As background, the “staleness” of a heap-allocated object is simply the length of time since that object was last touched (by reading from it or writing to it). Thus, objects with low staleness are unlikely to be leaks, while objects with high staleness are probably either leaks (if they will never be accessed again) or bloat (if they are just accessed rarely and there is a way to compact them or release them and recompute them later). The main problem with measuring staleness is that doing it exactly would slow down the program by 100x or so. The main solution that was explored previously was to sample a fraction (say, 1/1000) of memory accesses and estimate staleness from that. The main further problem is that if only 1/1000 of accesses are measured, then a lot of objects may appear stale when they are really not, just because sampling missed the accesses.

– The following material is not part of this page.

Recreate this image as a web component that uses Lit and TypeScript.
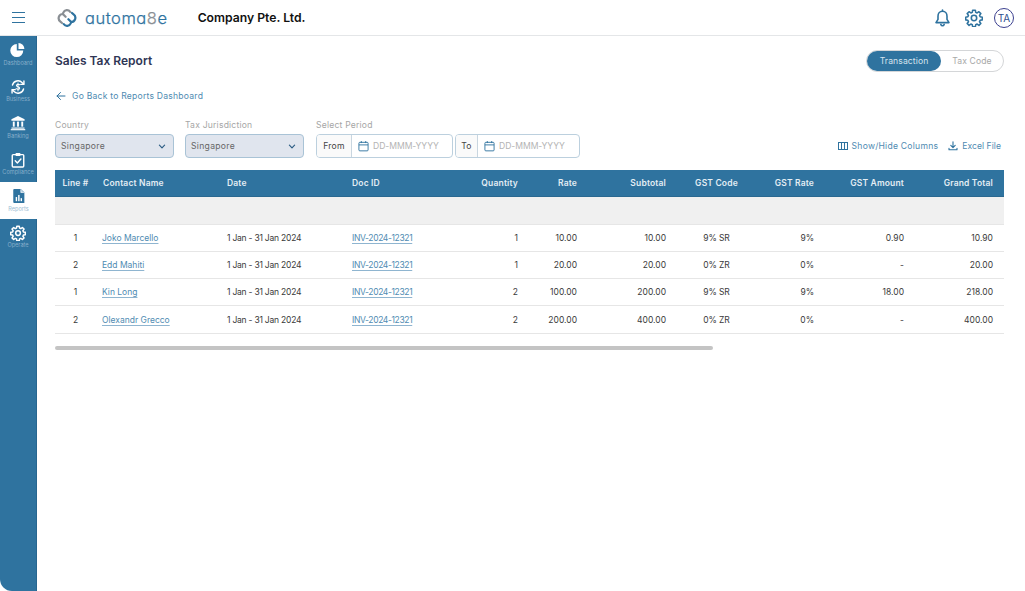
import { LitElement, html, css, svg } from "lit";
import { customElement } from "lit/decorators.js";

const gearPath = "M10.2 1.6h3.6l.5 2.9 1.9.8 2.4-1.7 2.5 2.5-1.7 2.4.8 1.9 2.9.5v3.6l-2.9.5-.8 1.9 1.7 2.4-2.5 2.5-2.4-1.7-1.9.8-.5 2.9h-3.6l-.5-2.9-1.9-.8-2.4 1.7-2.5-2.5 1.7-2.4-.8-1.9-2.9-.5v-3.6l2.9-.5.8-1.9-1.7-2.4 2.5-2.5 2.4 1.7 1.9-.8z";

const navIcons: Record<string, any> = {
  Dashboard: svg`<path d="M7.2 2.2v6.9h6.9A6.9 6.9 0 1 1 7.2 2.2z" fill="#fff"/><path d="M9 1v6.4h6.3A6.4 6.4 0 0 0 9 1z" fill="#fff"/>`,
  Business: svg`<g fill="none" stroke="#fff" stroke-width="1.5" stroke-linecap="round" stroke-linejoin="round"><path d="M2.6 6.4A6.1 6.1 0 0 1 13 3.9l1.5 1.6"/><path d="M14.8 2.2v3.5h-3.4"/><path d="M14.4 10.6A6.1 6.1 0 0 1 4 13.1l-1.5-1.6"/><path d="M2.2 14.8v-3.5h3.4"/><path d="M10.4 6.2c-.5-.8-3.4-1.2-3.6.5-.2 1.9 3.6 1 3.5 3-.1 1.6-3 1.4-3.8.4M8.5 4.4v8.2" stroke-width="1.1"/></g>`,
  Banking: svg`<g fill="#fff"><path d="M8.5 1 1.5 4.6v1.4h14V4.6z"/><rect x="3" y="7" width="2" height="5.4"/><rect x="7.5" y="7" width="2" height="5.4"/><rect x="12" y="7" width="2" height="5.4"/><rect x="1.6" y="13.3" width="13.8" height="1.2"/><rect x=".8" y="15" width="15.4" height="1.2"/></g>`,
  Compliance: svg`<g fill="none" stroke="#fff" stroke-width="1.5"><rect x="2.4" y="2.8" width="12.2" height="13.2" rx="1"/><path d="M5.6 9.4 7.8 11.6 11.6 7.4" stroke-linecap="round" stroke-linejoin="round"/></g><rect x="6" y="1" width="5" height="3.2" rx=".6" fill="#fff"/>`,
  Reports: svg`<path d="M3.4 1h7l3.8 3.8V16H3.4A1 1 0 0 1 2.4 15V2A1 1 0 0 1 3.4 1z" fill="#2f739f"/><path d="M10.4 1.4v3.4h3.4" fill="#bcd3e3" stroke="#fff" stroke-width=".7"/><g fill="#fff"><rect x="5" y="9.6" width="1.5" height="4.4"/><rect x="7.6" y="7.4" width="1.5" height="6.6"/><rect x="10.2" y="10.8" width="1.5" height="3.2"/></g>`,
  Operate: svg`<g transform="scale(.7) translate(.2 .2)" fill="none" stroke="#fff" stroke-width="2.3" stroke-linejoin="round"><circle cx="12" cy="12" r="3.6"/><path d="${gearPath}"/></g>`,
};
const nav = ["Dashboard", "Business", "Banking", "Compliance", "Reports", "Operate"];

const gear = html`<svg class="gear" viewBox="0 0 24 24" fill="none" stroke="#2f739f" stroke-width="2.1" stroke-linejoin="round"><circle cx="12" cy="12" r="3.6"/><path d="${gearPath}"/></svg>`;

const chevron = html`<svg class="chev" viewBox="0 0 8 5" fill="none" stroke="#2f5f86" stroke-width="1.2" stroke-linecap="round" stroke-linejoin="round"><path d="M1.4 1.2 4 3.8l2.6-2.6"/></svg>`;
const cal = html`<svg class="cal" viewBox="0 0 12 12" fill="none" stroke="#2f739f" stroke-width="1"><rect x="1" y="2" width="10" height="9.3" rx="1"/><path d="M1 4.8h10M3.6.6v2.2M8.4.6v2.2"/></svg>`;

const rows = [
  ["1", "Joko Marcello", "1", "10.00", "10.00", "9% SR", "9%", "0.90", "10.90"],
  ["2", "Edd Mahiti", "1", "20.00", "20.00", "0% ZR", "0%", "-", "20.00"],
  ["1", "Kin Long", "2", "100.00", "200.00", "9% SR", "9%", "18.00", "218.00"],
  ["2", "Olexandr Grecco", "2", "200.00", "400.00", "0% ZR", "0%", "-", "400.00"],
];

@customElement("app-root")
export class AppRoot extends LitElement {
  static styles = css`
    :host { display: block; width: 1025px; height: 591px; overflow: hidden; background: #fff;
      font-family: "Inter", "Liberation Sans", sans-serif; color: #333; }
    * { box-sizing: border-box; }
    .top { height: 36px; display: flex; align-items: center; border-bottom: 1px solid #e4e6e8; padding-left: 12px; padding-right: 11px; }
    .burger { width: 13px; height: 12px; display: flex; flex-direction: column; justify-content: space-between; }
    .burger i { display: block; height: 1.4px; background: #2f739f; }
    .logo { display: flex; align-items: center; margin-left: 32px; gap: 8px; }
    .logo svg { width: 20px; height: 20px; }
    .word { font-size: 16.5px; font-weight: 300; letter-spacing: .55px; color: #2f739f; font-feature-settings: "cv11"; -webkit-text-stroke: .25px #2f739f; }
    .word b { font-weight: 300; color: #8a8f94; -webkit-text-stroke: .25px #8a8f94; }
    .company { margin-left: 30px; font-size: 12.2px; font-weight: 600; color: #111; }
    .tools { margin-left: auto; display: flex; align-items: center; }
    .bell { width: 17px; height: 18px; margin-right: 14px; margin-left: -1px; }
    .gear { width: 18px; height: 18px; margin-right: 11px; }
    .avatar { width: 20px; height: 20px; border-radius: 50%; border: 1px solid #3b3f8f; color: #2f4f8f; font-size: 10px; display: flex; align-items: center; justify-content: center; }
    .body { display: flex; height: 555px; }
    .side { width: 37px; flex: none; background: #2f739f; border-right: 1px solid #286690; border-bottom-left-radius: 12px; }
    .item { height: 36.6px; display: flex; flex-direction: column; align-items: center; padding-top: 6px; color: #86aeca; font-size: 5.6px; line-height: 7px; gap: 1.5px; }
    .item svg { width: 16px; height: 16px; flex: none; }
    .item.on { background: #fff; color: #9dbdd3; width: 37px; }
    .main { flex: 1; padding: 14px 21px 0 18px; min-width: 0; }
    .head { display: flex; align-items: center; justify-content: space-between; height: 22px; }
    h1 { margin: 0 0 2px; font-size: 12px; font-weight: 600; color: #2f3655; }
    .toggle { width: 138px; height: 22px; border: 1px solid #d4d6d8; border-radius: 11px; display: flex; font-size: 8.6px; letter-spacing: .1px; color: #a8a8a8; align-items: center; }
    .toggle .a { width: 74px; height: 20px; border-radius: 10px; background: #2f739f; color: #d6e4ee; display: flex; align-items: center; justify-content: center; }
    .toggle .b { flex: 1; text-align: center; }
    .back { display: flex; align-items: center; margin-top: 18px; height: 12px; font-size: 8.6px; letter-spacing: .22px; color: #4f8bb2; gap: 6px; padding-left: 1px; }
    .back svg { width: 10px; height: 10px; }
    .filters { display: flex; margin-top: 18px; align-items: flex-end; height: 38px; }
    .field { display: flex; flex-direction: column; gap: 4px; }
    .field label { font-size: 8.6px; letter-spacing: .2px; color: #a6a6a6; line-height: 10px; }
    .sel { width: 119px; height: 24px; background: #e0e5ee; border: 1px solid #a9c3d6; border-radius: 4px; display: flex; align-items: center; justify-content: space-between; padding: 0 7px 0 5px; font-size: 8.6px; letter-spacing: .3px; color: #666; }
    .chev { width: 8px; height: 5px; }
    .f2 { margin-left: 11px; }
    .f3 { margin-left: 12px; }
    .dates { display: flex; gap: 2px; }
    .date { height: 24px; display: flex; border: 1px solid #bcd0de; border-radius: 4px; font-size: 8.6px; align-items: center; overflow: hidden; }
    .date .pre { height: 100%; display: flex; align-items: center; justify-content: center; background: #fafafa; border-right: 1px solid #c9d6e0; color: #444; letter-spacing: .2px; }
    .date .ph { display: flex; align-items: center; gap: 4px; color: #b4b4b4; padding-left: 6px; letter-spacing: -.05px; }
    .cal { width: 11px; height: 12px; }
    .d1 { width: 137px; } .d1 .pre { width: 35px; }
    .d2 { width: 125px; } .d2 .pre { width: 22px; }
    .acts { margin-left: auto; display: flex; align-items: center; gap: 10px; height: 24px; font-size: 8.6px; letter-spacing: .24px; color: #4f8bb2; padding-right: 3px; }
    .acts span { display: flex; align-items: center; gap: 4px; }
    .acts span.xl { letter-spacing: .04px; }
    .acts svg { width: 10px; height: 10px; }
    table { width: 949px; table-layout: fixed; border-collapse: collapse; margin-top: 12px; font-size: 8.5px; color: #3a3a3a; }
    th { background: #2f739f; height: 26px; font-weight: 600; color: #e3edf4; padding: 0 7px; border-bottom: 1px solid #2a6890; letter-spacing: .17px; }
    td { height: 27.3px; padding: 0 7px; border-bottom: 1px solid #e6e6e6; }
    .gray td { background: #f0f0f0; height: 28px; }
    .l { text-align: left; } .r { text-align: right; } .c { text-align: center; }
    td a { color: #4f8bb2; text-decoration: underline; text-decoration-color: #8fb5d0; text-decoration-thickness: .7px; text-underline-offset: 1.5px; }
    td a.name { margin-left: -1px; }
    td .dt { letter-spacing: -.22px; }
    td a.doc { letter-spacing: -.36px; }
    .code { letter-spacing: -.1px; }
    .last { padding-right: 11px; }
    .scroll { width: 658px; height: 4px; background: #c4c4c4; border-radius: 2px; margin-top: 12px; }
  `;

  render() {
    return html`
      <div class="top">
        <div class="burger"><i></i><i></i><i></i></div>
        <div class="logo">
          <svg viewBox="0 0 20 20" fill="none" stroke-width="2.2" stroke-linecap="round" stroke-linejoin="round">
            <path d="M13.2 3.8A4 4 0 0 0 6.3 4.6L5.8 6A4.2 4.2 0 0 0 3.4 13.6L5 15M5.8 6 8.6 8.8" stroke="#8a8f94"/>
            <path d="M6.8 16.2A4 4 0 0 0 13.7 15.4L14.2 14A4.2 4.2 0 0 0 16.6 6.4L15 5M14.2 14 11.4 11.2" stroke="#2f739f"/>
          </svg>
          <span class="word">automa<b>8</b>e</span>
        </div>
        <div class="company">Company Pte. Ltd.</div>
        <div class="tools">
          <svg class="bell" viewBox="0 0 17 18" fill="none" stroke="#2f739f" stroke-width="1.6" stroke-linejoin="round"><path d="M8.5 2.2c-3 0-4.5 2.2-4.5 5v3.2L2 13.6h13l-2-3.2V7.2c0-2.8-1.5-5-4.5-5z"/><path d="M6.8 15.4c.4 1 1 1.4 1.7 1.4s1.3-.4 1.7-1.4M8.5 1v1.2" stroke-linecap="round"/></svg>
          ${gear}
          <div class="avatar">TA</div>
        </div>
      </div>
      <div class="body">
        <div class="side">
          ${nav.map((n) => html`<div class="item ${n === "Reports" ? "on" : ""}"><svg viewBox="0 0 17 17">${navIcons[n]}</svg><span>${n}</span></div>`)}
        </div>
        <div class="main">
          <div class="head">
            <h1>Sales Tax Report</h1>
            <div class="toggle"><div class="a">Transaction</div><div class="b">Tax Code</div></div>
          </div>
          <div class="back">
            <svg viewBox="0 0 10 10" fill="none" stroke="#2f739f" stroke-width="1" stroke-linecap="round" stroke-linejoin="round"><path d="M9 5H1M4.5 1.5 1 5l3.5 3.5"/></svg>
            Go Back to Reports Dashboard
          </div>
          <div class="filters">
            <div class="field"><label>Country</label><div class="sel">Singapore ${chevron}</div></div>
            <div class="field f2"><label>Tax Jurisdiction</label><div class="sel">Singapore ${chevron}</div></div>
            <div class="field f3"><label>Select Period</label>
              <div class="dates">
                <div class="date d1"><div class="pre">From</div><div class="ph">${cal}DD-MMM-YYYY</div></div>
                <div class="date d2"><div class="pre">To</div><div class="ph">${cal}DD-MMM-YYYY</div></div>
              </div>
            </div>
            <div class="acts">
              <span><svg viewBox="0 0 10 10" fill="none" stroke="#2f739f" stroke-width="1"><rect x=".5" y="1.5" width="9" height="7"/><path d="M3.5 1.5v7M6.5 1.5v7"/></svg>Show/Hide Columns</span>
              <span class="xl"><svg viewBox="0 0 10 10" fill="none" stroke="#2f739f" stroke-width="1.1" stroke-linecap="round" stroke-linejoin="round"><path d="M5 .8v5.6M2.8 4.4 5 6.6l2.2-2.2M1 7.2v1.6h8V7.2"/></svg>Excel File</span>
            </div>
          </div>
          <table>
            <colgroup>
              ${[41, 124, 125, 125, 55, 59, 89, 87, 61, 90, 93].map((w) => html`<col style="width:${w}px" />`)}
            </colgroup>
            <thead><tr>
              <th class="c">Line #</th><th class="l">Contact Name</th><th class="l">Date</th><th class="l">Doc ID</th>
              <th class="r">Quantity</th><th class="r">Rate</th><th class="r">Subtotal</th><th class="c">GST Code</th>
              <th class="r">GST Rate</th><th class="r">GST Amount</th><th class="r last">Grand Total</th>
            </tr></thead>
            <tbody>
              <tr class="gray"><td colspan="11"></td></tr>
              ${rows.map((r) => html`<tr>
                <td class="c">${r[0]}</td><td class="l"><a class="name">${r[1]}</a></td><td class="l"><span class="dt">1 Jan - 31 Jan 2024</span></td><td class="l"><a class="doc">INV-2024-12321</a></td>
                <td class="r">${r[2]}</td><td class="r">${r[3]}</td><td class="r">${r[4]}</td><td class="c code">${r[5]}</td>
                <td class="r">${r[6]}</td><td class="r">${r[7]}</td><td class="r last">${r[8]}</td>
              </tr>`)}
            </tbody>
          </table>
          <div class="scroll"></div>
        </div>
      </div>
    `;
  }
}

This paper proposes a new way of doing the sampling, “data-based” sampling, that produces no false positives. The key mechanism is to use the virtual memory system to protect heap pages so there will be a page fault when they are touched. When a page is touched, the current time is recorded as the estimated time of last touching for every object on the page. Thus, this time provides an underestimate of the staleness of every object on the page, and so objects with high estimated staleness must be stale in reality.

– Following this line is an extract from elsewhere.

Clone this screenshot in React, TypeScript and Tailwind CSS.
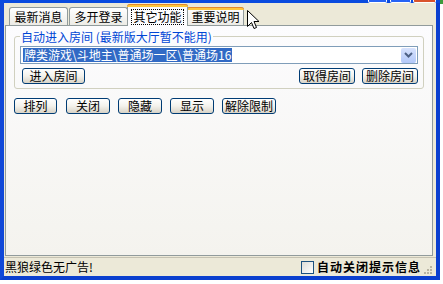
const FONT = "font-['SimSun','Noto_Sans_CJK_SC',sans-serif]";

function XpButton({ label, w }: { label: string; w: string }) {
  return (
    <button
      type="button"
      className={`${w} flex h-[16px] items-center justify-center rounded-[3px] border border-[#003C74] bg-gradient-to-b from-[#FFFFFF] via-[#F3F2EC] to-[#D8D3C7] text-[12px] leading-none text-black`}
    >
      {label}
    </button>
  );
}

function Tab({ label, w, hot }: { label: string; w: string; hot?: boolean }) {
  return (
    <div
      className={`${w} relative flex h-[18px] items-center justify-center rounded-t-[3px] border border-b-0 border-[#919B9C] bg-gradient-to-b from-[#FFFFFF] to-[#ECEBE6] text-[12px] leading-none text-black`}
    >
      {hot && <div className="absolute -left-px -right-px -top-px h-[3px] rounded-t-[3px] bg-[#FFC83C] border-t border-[#E68B2C]" />}
      {label}
    </div>
  );
}

export default function App() {
  return (
    <div className={`relative h-[284px] w-[443px] overflow-hidden bg-white ${FONT}`}>
      <div className="flex h-[280px] w-[440px] flex-col">
        {/* title bar bottom */}
        <div className="relative h-[3px] bg-[#0A4BDF]">
          <div className="absolute bottom-0 left-[368px] h-[3px] w-[19px] rounded-b-[2px] border border-t-0 border-white bg-[#2663F5]" />
          <div className="absolute bottom-0 left-[390px] h-[3px] w-[21px] rounded-b-[2px] border border-t-0 border-white bg-[#2663F5]" />
          <div className="absolute bottom-0 left-[413px] h-[3px] w-[23px] rounded-b-[2px] border border-t-0 border-white bg-[#D9532C]" />
        </div>
        <div className="flex flex-1 border-x-4 border-b-4 border-l-[#1048D8] border-r-[#0A3FCF] border-b-[#0A3FCF] bg-[#ECE9D8]">
          <div className="flex flex-1 flex-col">
            {/* tabs */}
            <div className="flex h-[22px] items-end pl-[5px]">
              <Tab label="最新消息" w="w-[59px]" />
              <div className="w-[1px]" />
              <Tab label="多开登录" w="w-[59px]" />
              <div className="relative z-10 -mx-[1px] -mb-px flex h-[22px] w-[61px] items-center justify-center rounded-t-[3px] border border-b-0 border-[#919B9C] bg-[#FCFCFE] text-[12px] leading-none text-black">
                <div className="absolute -left-px -right-px -top-px h-[3px] rounded-t-[3px] border-t border-[#E68B2C] bg-[#FFC83C]" />
                <span className="mt-[2px] border border-dotted border-black px-[1px] py-[1px]">其它功能</span>
              </div>
              <Tab label="重要说明" w="w-[57px]" hot />
            </div>
            {/* panel */}
            <div className="ml-[1px] flex h-[231px] w-[428px] flex-col border border-[#919B9C] bg-gradient-to-b from-[#FCFCFE] to-[#F4F3EE] px-[8px]">
              <div className="relative mt-[10px] h-[53px] rounded-[3px] border border-[#D0D0BF] px-[5px] pt-[9px]">
                <div className="absolute -top-[7px] left-[5px] bg-[#FCFCFE] px-[1px] text-[12px] leading-[13px] text-[#0046D5]">
                  自动进入房间 (最新版大厅暂不能用)
                </div>
                <div className="flex h-[18px] items-center border border-[#7F9DB9] bg-white pl-[2px] pr-[1px]">
                  <span className="bg-[#316AC5] px-[1px] text-[12px] leading-[14px] text-white">
                    牌类游戏\斗地主\普通场一区\普通场16
                  </span>
                  <div className="flex-1" />
                  <div className="flex h-[15px] w-[15px] items-center justify-center rounded-[2px] bg-gradient-to-b from-[#D7E2FD] to-[#B2C8F9]">
                    <svg width="9" height="6" viewBox="0 0 9 6">
                      <path d="M1 1 L4.5 4.5 L8 1" fill="none" stroke="#4D6185" strokeWidth="2" />
                    </svg>
                  </div>
                </div>
                <div className="mt-[4px] flex items-center">
                  <div className="ml-[2px]">
                    <XpButton label="进入房间" w="w-[63px]" />
                  </div>
                  <div className="flex-1" />
                  <XpButton label="取得房间" w="w-[56px]" />
                  <div className="w-[7px]" />
                  <XpButton label="删除房间" w="w-[56px]" />
                </div>
              </div>
              <div className="mt-[9px] flex items-center">
                <XpButton label="排列" w="w-[43px]" />
                <div className="w-[9px]" />
                <XpButton label="关闭" w="w-[44px]" />
                <div className="w-[8px]" />
                <XpButton label="隐藏" w="w-[44px]" />
                <div className="w-[8px]" />
                <XpButton label="显示" w="w-[44px]" />
                <div className="w-[8px]" />
                <XpButton label="解除限制" w="w-[54px]" />
              </div>
            </div>
            {/* status bar */}
            <div className="mt-[1px] flex flex-1 items-center border-t border-[#C5C2B2] pl-[1px] pr-[4px]">
              <span className="text-[12px] leading-none text-black">黑狼绿色无广告!</span>
              <div className="flex-1" />
              <div className="h-[13px] w-[13px] border border-[#1C5180] bg-gradient-to-br from-[#DCDCD7] to-white" />
              <span className="ml-[3px] text-[12px] font-bold leading-none tracking-[1px] text-black">自动关闭提示信息</span>
              <div className="ml-[3px] mt-[6px] grid grid-cols-3 gap-[1px]">
                <div className="h-[2px] w-[2px]" />
                <div className="h-[2px] w-[2px]" />
                <div className="h-[2px] w-[2px] bg-[#B8B4A2]" />
                <div className="h-[2px] w-[2px]" />
                <div className="h-[2px] w-[2px] bg-[#B8B4A2]" />
                <div className="h-[2px] w-[2px] bg-[#B8B4A2]" />
                <div className="h-[2px] w-[2px] bg-[#B8B4A2]" />
                <div className="h-[2px] w-[2px] bg-[#B8B4A2]" />
                <div className="h-[2px] w-[2px] bg-[#B8B4A2]" />
              </div>
            </div>
          </div>
        </div>
      </div>
      {/* green edge of the neighbouring window */}
      <div className="absolute right-0 top-0 h-[4px] w-[3px] bg-[#3C9A3C]" />
      {/* mouse cursor */}
      <svg className="absolute left-[247px] top-[10px]" width="13" height="21" viewBox="0 0 13 21">
        <path
          d="M0.5 0.5 L0.5 16.5 L4.5 12.5 L7 18.5 L9.5 17.5 L7 11.5 L12 11.5 Z"
          fill="white"
          stroke="black"
          strokeWidth="1"
          strokeLinejoin="miter"
        />
      </svg>
    </div>
  );
}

Without any additional cleverness, what I just described would be really slow, because every heap access would incur a page fault. The additional cleverness is that the paper uses a heap allocator that groups objects from the same allocation site and of the same approximate allocation time (and thus age) on the same pages. The paper says that objects that have the same allocation site and age tend to have the same access pattern. Given that fact, it makes sense to classify pages adaptively as hot or cold, based on how recently they were touched. Hot pages are left unprotected and not tracked, so most heap accesses don’t page fault. And this shouldn’t cause the detector to miss many leaks, because the allocation strategy means a hot page probably contains mostly hot objects, which aren’t leaks. Conversely, cold pages are protected and so they are tracked closely, but this doesn’t cause many page faults because cold pages aren’t accessed often.
The authors put all this together into a tool called Hound, which they tested on some standard benchmarks. Unfortunately, it doesn’t appear to be distributed online currently. Running a program under Hound is supposed to increase heap usage by only 10% or so, and execution time usually only a few percent (although more in some cases), so it sounds like it would be great to be able to enable Hound for nightly test builds.